A day or two before a scheduled execution, the condemned man is placed on death watch. A prison staff member monitors his behavior. He moves to a single cell away from death row. He gets special visits from family and clergy, as well as his own television. He can smoke in there, too.
On the day of the execution, a van picks him up. He rides to H-5, the building that houses the electric chair. The inmate spends up to five hours sitting in a 6-by-9-foot holding cell adjacent to the death chamber. There are no windows. The aluminum cot and the toilet are cold. He eats his last meal there.
After dinner, his head is shaved, as is his right leg below the knee. He showers, in a single stall next to the cell. He puts on a new uniform. He may wait an hour or two more.
About 15 minutes before the execution, up to 30 witnesses are escorted into the viewing room. They sit on one of three wooden pews in front of a double-paned glass window. The electric chair is behind the glass, a microphone dangling from a cord above it.

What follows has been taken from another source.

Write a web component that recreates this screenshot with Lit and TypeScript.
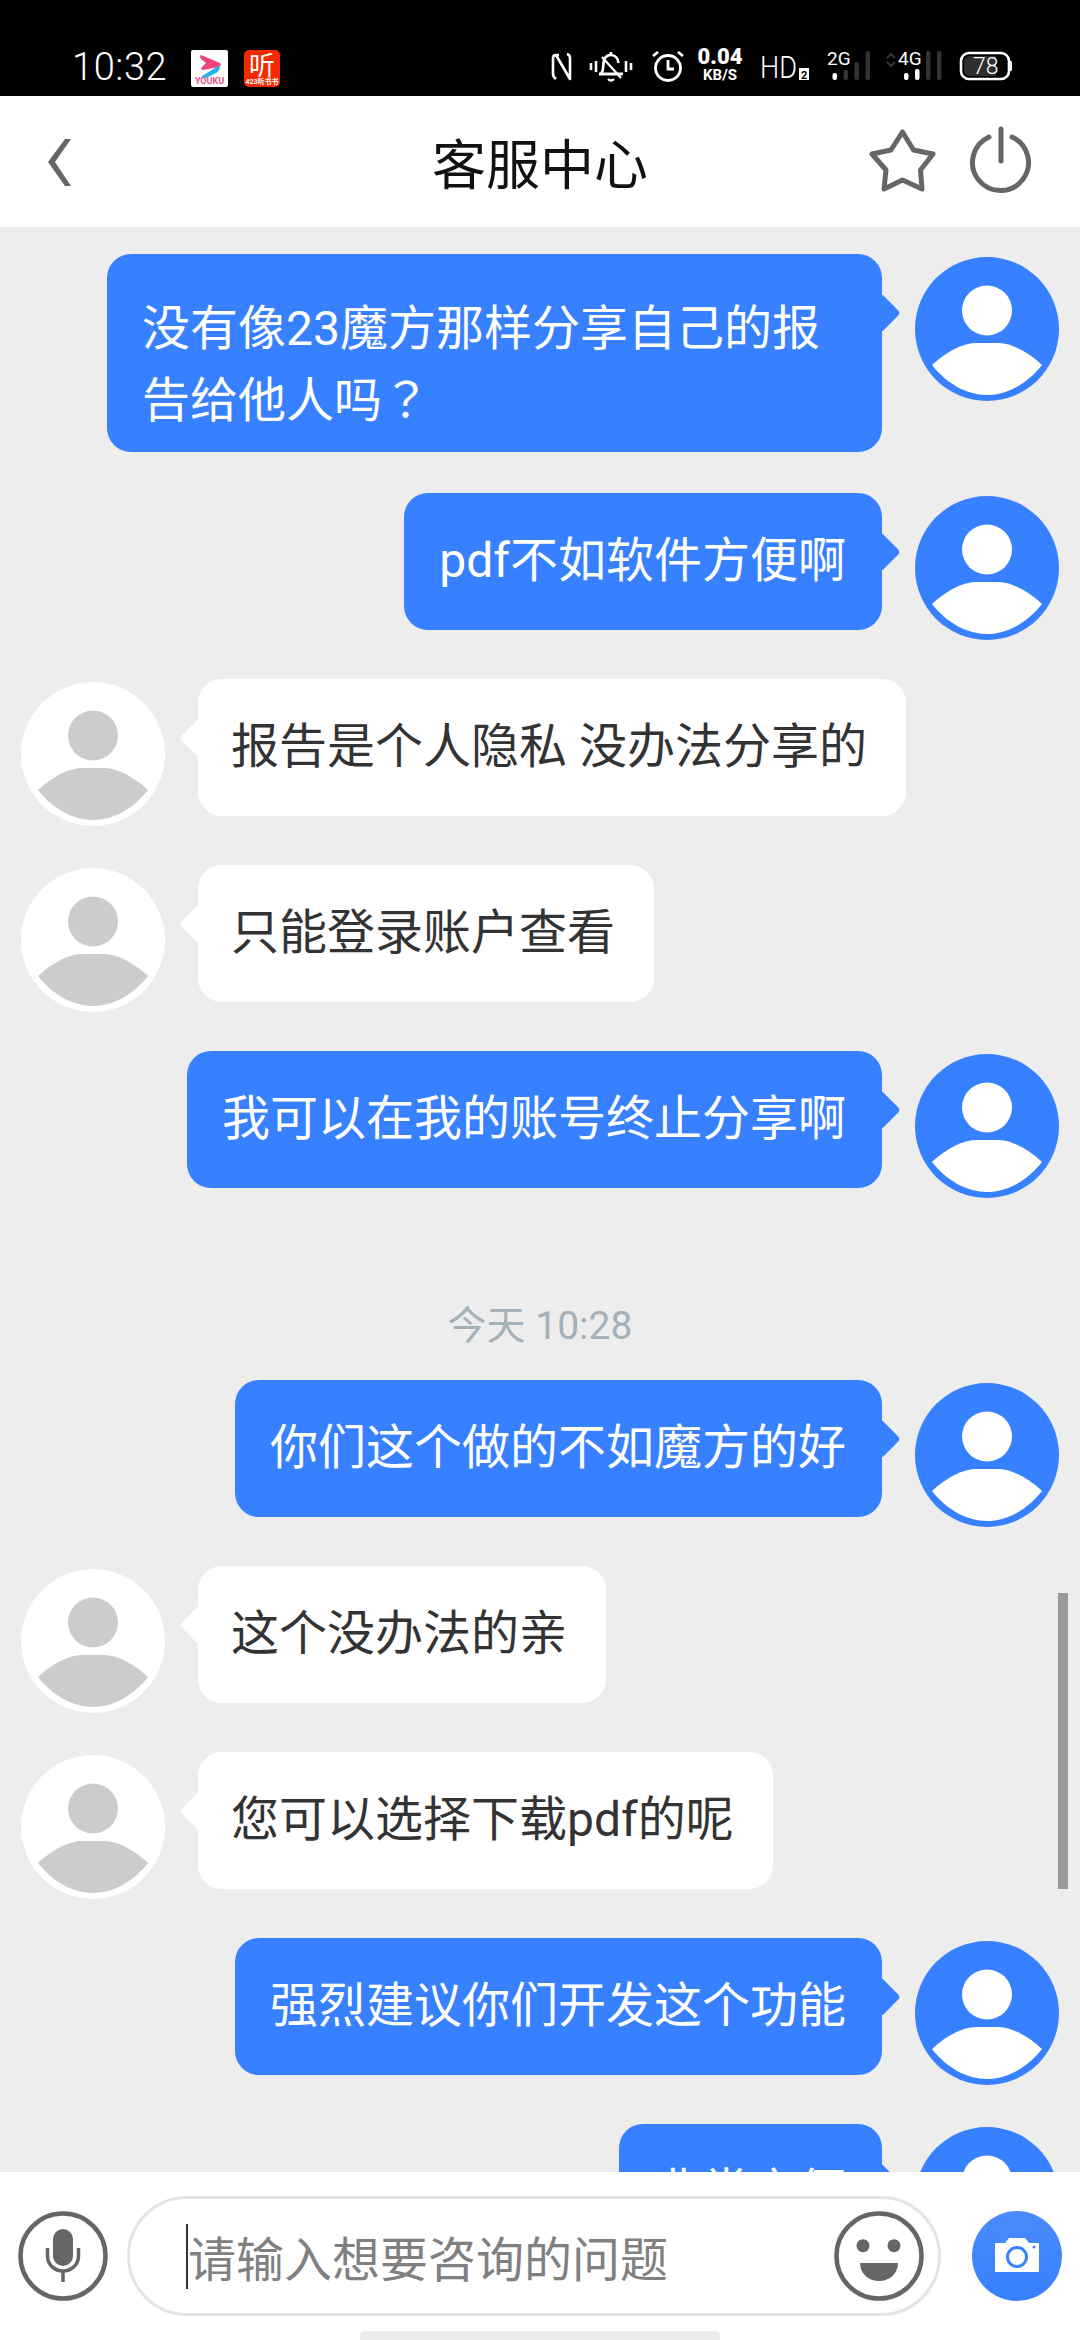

The inmate gives his final statement, which is tape recorded, in the holding cell, just before he leaves for the death chamber. He walks out of the cell and looks up. There, set about 4 feet into the ceiling, is a tiny window. It is his last look at the sky. He takes maybe eight steps to the chair. He steps onto the platform where it sits, all shiny pine and brown leather. A group of men quickly tighten and buckle straps across his waist, wrists, thighs and ankles. They crank a metal knob behind him to push him forward and tighten the slack.